Indonesia’s most active volcano has claimed the lives of 240 people since it began erupting last month, sending almost 400,000 fleeing into makeshift camps, an official said yesterday.
The authorities have warned people living in the temporary shelters not to return to their homes as Mount Merapi, which lies at the center of Java island, remained highly active and unpredictable.
“We don’t know and cannot predict the next big eruptions, so refugees still have to stay in makeshift camps until further evaluations,” government volcanologist Subandrio said. “Merapi activity is still high and it still has an alert status.”
PHOTO: REUTERS
A disaster management official said the death toll had now reached 240 after rescuers recovered more bodies from the disaster zone, while about 390,000 people have fled their homes.
Indonesian farmer Ari Sutikno was a month away from harvesting his rice crop when Mount Merapi buried it — and his family’s income — under a layer of hot ash.
Like thousands of other poor farmers across central Java, the 65-year-old father of three has lost everything to the destructive power of nature.
His paddy field in Sanggrahan village, about 22km northwest of the fuming crater, is now dead and he does not know when he will be able to plant again.
In the meantime, his family will have to depend on the charity of friends and relatives, and the meager support of the state.
“My paddy was our only source of income but it’s all gone,” he told reporters as the volcano continued to spew ash and hot gas a week after its last deadly eruption. “I’m waiting now for rain to soften the mud so I can salvage the paddy, otherwise it’s the end.”
Indonesia is the world’s third biggest producer of rice after China and India, thanks in no small part to its rich volcanic soils and plentiful rainfall. Farmers around Merapi would normally expect three harvests a year.
However, that natural richness sometimes extracts a high price. Vast tracts of countryside that usually glow a verdant green now wear a gray mask of ash and volcanic mud known as lahar.
In Banyudono village, rice farmer Pertimah was desperately trying to save what she could from her ruined crop. Relatives were helping to carefully separate the paddy from the heavy mud.
“I’ve tried to save as much as I can, but that’s all I can do. I put everything in God’s hands. It’s part of his scheme,” she said.
She had been five days away from harvest when the ash rained down last Friday, in the volcano’s biggest eruption since the 1870s.
Mount Merapi — the name means Mountain of Fire — has killed 206 people since it began erupting late last month, and forced more than 380,000 people into emergency shelters.
The most active volcano in an archipelago studded with them, Merapi is also a sacred landmark in ancient Javanese tradition.
People like Sutikno and Pertimah think of it as a living thing, one which wakes and sleeps and, at times, bursts with intemperate anger.
“It’s like someone who has a serious illness and there’s no sign of a recovery,” Sutikno said. “It’s almost impossible to predict. I’ve often thought that it would go back to sleep but it has come back to life again and again. It’s never-ending misery for us, I’m so frustrated.”

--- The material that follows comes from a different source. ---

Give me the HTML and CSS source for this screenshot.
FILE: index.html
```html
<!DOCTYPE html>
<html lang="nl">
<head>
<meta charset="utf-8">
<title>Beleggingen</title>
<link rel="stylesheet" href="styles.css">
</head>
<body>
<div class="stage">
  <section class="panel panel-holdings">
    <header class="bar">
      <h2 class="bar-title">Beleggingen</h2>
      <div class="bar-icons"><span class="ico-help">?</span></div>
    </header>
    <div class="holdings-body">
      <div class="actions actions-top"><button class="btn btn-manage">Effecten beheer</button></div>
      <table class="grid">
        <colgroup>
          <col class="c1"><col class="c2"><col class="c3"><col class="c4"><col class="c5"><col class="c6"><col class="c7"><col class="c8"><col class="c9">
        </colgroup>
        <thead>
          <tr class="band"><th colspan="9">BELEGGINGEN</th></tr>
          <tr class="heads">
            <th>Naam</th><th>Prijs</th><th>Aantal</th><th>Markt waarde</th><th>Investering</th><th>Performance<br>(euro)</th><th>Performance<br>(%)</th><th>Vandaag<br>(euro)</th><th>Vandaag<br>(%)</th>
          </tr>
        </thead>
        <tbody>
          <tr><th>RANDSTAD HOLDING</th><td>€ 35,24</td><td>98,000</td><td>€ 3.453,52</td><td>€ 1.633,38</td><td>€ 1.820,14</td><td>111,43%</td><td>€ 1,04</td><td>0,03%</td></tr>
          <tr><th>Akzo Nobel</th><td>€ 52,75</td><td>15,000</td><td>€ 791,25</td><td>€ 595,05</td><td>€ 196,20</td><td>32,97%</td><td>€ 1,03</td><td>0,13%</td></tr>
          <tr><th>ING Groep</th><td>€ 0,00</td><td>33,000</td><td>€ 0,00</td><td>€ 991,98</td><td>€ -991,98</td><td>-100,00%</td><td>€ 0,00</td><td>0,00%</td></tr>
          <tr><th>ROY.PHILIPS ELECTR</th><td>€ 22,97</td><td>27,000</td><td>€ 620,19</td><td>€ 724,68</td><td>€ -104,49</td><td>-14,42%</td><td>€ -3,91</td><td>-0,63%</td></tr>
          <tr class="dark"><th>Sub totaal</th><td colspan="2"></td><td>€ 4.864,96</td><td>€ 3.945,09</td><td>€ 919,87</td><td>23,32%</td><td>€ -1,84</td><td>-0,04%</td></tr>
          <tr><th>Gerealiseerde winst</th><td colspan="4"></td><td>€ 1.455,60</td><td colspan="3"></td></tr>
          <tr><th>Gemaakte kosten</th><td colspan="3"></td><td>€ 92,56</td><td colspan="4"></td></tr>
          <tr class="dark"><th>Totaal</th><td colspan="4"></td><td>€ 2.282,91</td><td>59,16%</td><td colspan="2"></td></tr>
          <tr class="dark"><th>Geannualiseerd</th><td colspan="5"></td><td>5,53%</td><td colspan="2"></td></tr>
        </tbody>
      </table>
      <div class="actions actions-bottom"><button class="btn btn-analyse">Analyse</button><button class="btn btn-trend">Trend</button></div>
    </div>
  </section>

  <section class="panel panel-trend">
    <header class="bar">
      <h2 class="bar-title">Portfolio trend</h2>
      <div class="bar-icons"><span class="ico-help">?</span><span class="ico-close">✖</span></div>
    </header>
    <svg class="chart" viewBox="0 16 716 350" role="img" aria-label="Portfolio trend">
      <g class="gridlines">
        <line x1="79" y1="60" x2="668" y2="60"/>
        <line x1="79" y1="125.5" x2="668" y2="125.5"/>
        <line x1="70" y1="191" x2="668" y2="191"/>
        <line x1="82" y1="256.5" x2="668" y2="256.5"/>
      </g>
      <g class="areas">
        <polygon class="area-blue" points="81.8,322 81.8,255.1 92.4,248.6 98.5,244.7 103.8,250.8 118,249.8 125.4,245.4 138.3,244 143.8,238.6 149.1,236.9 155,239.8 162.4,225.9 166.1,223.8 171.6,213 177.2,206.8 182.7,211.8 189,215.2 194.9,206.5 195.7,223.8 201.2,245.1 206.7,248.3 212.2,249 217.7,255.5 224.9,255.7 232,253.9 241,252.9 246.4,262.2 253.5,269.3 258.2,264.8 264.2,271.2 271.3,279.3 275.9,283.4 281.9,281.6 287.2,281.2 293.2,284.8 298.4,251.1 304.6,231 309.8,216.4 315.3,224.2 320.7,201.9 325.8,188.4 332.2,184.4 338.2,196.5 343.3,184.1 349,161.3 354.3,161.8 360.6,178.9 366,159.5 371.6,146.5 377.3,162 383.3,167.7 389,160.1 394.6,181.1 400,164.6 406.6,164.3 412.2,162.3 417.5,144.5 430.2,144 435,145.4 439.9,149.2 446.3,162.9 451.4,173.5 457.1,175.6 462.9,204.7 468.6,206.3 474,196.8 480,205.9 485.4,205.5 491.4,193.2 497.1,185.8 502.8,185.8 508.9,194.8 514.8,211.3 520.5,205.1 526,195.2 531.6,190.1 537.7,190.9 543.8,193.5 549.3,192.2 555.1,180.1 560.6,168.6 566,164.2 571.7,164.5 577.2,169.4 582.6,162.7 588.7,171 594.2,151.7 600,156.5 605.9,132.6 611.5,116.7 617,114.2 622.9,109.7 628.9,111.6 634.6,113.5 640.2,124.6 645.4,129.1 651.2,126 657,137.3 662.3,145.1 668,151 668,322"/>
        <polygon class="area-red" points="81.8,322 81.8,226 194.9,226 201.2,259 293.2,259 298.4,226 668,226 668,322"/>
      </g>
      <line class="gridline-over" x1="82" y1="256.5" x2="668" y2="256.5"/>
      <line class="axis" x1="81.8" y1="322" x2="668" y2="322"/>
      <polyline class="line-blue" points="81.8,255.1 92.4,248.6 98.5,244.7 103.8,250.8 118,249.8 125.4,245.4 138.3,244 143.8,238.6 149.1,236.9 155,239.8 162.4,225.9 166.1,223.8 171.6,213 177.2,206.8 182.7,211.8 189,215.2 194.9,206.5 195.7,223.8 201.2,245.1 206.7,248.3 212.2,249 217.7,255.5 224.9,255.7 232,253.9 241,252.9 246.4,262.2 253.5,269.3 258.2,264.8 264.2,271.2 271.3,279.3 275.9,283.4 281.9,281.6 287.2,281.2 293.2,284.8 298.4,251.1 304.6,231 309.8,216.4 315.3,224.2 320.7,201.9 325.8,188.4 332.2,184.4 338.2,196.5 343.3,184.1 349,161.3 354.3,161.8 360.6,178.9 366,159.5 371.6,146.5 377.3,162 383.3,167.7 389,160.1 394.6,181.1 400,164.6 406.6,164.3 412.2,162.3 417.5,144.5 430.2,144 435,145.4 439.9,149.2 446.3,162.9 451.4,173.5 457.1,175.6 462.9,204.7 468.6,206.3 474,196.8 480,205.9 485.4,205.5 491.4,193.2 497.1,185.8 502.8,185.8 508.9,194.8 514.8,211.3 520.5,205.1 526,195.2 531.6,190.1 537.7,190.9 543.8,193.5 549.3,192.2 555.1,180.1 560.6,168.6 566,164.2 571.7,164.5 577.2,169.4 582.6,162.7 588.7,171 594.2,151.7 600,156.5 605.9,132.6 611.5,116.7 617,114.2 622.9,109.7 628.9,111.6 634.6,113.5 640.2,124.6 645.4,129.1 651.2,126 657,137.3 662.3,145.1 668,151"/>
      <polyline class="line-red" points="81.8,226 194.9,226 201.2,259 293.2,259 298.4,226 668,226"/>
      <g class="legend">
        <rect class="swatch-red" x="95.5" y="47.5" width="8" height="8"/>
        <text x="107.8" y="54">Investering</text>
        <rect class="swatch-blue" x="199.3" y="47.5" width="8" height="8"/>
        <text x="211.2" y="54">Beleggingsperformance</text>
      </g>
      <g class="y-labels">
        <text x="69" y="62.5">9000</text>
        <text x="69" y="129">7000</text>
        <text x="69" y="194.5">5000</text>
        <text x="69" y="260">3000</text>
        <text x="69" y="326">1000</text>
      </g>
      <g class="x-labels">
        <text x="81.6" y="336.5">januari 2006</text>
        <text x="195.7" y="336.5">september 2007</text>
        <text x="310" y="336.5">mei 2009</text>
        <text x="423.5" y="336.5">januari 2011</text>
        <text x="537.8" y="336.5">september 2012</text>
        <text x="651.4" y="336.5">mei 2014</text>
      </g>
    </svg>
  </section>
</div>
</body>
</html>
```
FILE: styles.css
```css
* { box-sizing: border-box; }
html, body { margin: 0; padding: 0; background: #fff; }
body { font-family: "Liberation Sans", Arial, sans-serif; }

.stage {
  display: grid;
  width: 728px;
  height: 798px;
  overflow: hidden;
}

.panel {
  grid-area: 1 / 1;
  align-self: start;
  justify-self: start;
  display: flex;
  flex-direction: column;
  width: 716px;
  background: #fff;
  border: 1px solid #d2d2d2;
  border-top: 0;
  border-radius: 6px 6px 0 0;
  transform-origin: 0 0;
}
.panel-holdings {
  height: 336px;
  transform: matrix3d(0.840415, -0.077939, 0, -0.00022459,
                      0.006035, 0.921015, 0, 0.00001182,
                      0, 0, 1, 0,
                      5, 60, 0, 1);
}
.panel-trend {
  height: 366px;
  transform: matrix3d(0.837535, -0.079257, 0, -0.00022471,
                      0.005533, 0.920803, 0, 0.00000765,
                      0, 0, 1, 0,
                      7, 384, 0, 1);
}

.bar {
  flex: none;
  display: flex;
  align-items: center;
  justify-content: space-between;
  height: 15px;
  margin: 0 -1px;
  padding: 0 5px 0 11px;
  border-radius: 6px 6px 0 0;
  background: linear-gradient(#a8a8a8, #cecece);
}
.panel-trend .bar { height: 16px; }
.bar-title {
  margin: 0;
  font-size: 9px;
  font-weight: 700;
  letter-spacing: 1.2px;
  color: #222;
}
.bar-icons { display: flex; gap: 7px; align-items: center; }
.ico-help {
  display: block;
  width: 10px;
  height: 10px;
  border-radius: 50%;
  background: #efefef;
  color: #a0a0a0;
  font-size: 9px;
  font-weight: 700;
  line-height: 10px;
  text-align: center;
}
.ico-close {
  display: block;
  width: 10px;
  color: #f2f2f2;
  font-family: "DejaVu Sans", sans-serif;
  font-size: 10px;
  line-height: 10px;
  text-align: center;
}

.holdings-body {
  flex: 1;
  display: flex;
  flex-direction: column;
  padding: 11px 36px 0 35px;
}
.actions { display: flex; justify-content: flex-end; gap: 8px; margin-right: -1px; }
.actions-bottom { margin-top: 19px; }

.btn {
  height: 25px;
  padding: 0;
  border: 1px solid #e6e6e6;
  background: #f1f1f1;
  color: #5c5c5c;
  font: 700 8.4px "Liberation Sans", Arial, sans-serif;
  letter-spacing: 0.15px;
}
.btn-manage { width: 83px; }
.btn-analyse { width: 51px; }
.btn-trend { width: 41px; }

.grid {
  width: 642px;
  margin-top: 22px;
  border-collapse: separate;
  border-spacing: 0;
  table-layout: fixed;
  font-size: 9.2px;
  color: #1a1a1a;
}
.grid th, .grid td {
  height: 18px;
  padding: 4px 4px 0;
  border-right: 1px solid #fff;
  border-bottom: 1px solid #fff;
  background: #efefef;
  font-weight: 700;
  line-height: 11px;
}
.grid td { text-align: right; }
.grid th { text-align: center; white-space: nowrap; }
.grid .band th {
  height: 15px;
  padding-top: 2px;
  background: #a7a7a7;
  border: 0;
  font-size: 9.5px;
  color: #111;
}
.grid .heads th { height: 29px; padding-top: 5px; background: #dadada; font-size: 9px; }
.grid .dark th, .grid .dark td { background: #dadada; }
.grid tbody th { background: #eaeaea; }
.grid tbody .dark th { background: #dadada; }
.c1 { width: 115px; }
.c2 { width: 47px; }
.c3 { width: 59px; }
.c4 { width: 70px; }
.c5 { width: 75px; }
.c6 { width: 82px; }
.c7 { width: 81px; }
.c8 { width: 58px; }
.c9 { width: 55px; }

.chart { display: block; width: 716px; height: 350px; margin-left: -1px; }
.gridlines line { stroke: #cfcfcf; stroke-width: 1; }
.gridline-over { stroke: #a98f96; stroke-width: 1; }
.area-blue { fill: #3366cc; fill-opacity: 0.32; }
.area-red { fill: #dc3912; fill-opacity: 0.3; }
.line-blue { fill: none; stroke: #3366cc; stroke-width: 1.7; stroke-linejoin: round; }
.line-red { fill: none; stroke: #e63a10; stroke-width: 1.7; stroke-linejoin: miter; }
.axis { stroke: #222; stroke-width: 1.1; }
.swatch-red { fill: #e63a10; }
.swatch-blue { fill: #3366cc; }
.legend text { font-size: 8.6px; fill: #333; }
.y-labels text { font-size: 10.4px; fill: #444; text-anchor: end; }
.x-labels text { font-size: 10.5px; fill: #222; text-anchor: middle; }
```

Pertimah said the failed harvest had cost her about US$2,500, a fortune for poor farmers like her.
“All the money I invested here has gone. I don’t know what’s going to happen tomorrow. I don’t have any idea where can I find money to start over again,” she said.
The government has said it will replace all the livestock killed on the slopes of Merapi since Oct. 26, but for arable farmers like Pertimah, there have been no such guarantees.
“I hope Merapi stops erupting soon. Otherwise it’s a pity for all the villagers here,” she said.
Officials said that despite the devastation around Merapi, the eruptions would have almost no effect on Indonesia’s total rice output.